All this demands different approaches to teaching about rights, studying them, and working for them. In this regard, I propose a pedagogy of the commons: learning from those who are finding ways of claiming rights amidst precarity and diversity by adopting a pedagogy of the commons in which scholars and activists learn first what offers opportunities and risks before we intervene. This will require an approach that is much more social, much more political, and much more spatial. Lawyers still have a role, especially where public institutions remain stable and strong. Where law makes little difference to people's lives, people able to maneuver effectively politically at the most local level may make the most immediate and positive difference. Such effectiveness, however, requires deep, almost anthropological knowledge, legitimacy, and humility.

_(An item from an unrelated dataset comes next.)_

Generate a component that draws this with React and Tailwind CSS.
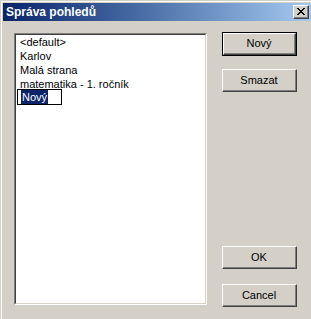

As hinted at above, the approach I describe may in many cases mean all but abandoning the language of rights and protection. This will not be easy. As Didier Fassin
so trenchantly notes in discussing reforms to the humanitarian systems, there are great institutional and personal interests invested in preserving both the universal language and mechanisms mobilized for rights. People with almost religious faith in law and rights may be deeply unsettled when confronted with pragmatic shades of grey. Organizations built around a rights discourse may fear for their relevance and funding. But there is a place for all these strategies in the complementary politics I have described. The diversity of spaces in which we push for social justice demands as many strategies and appeals.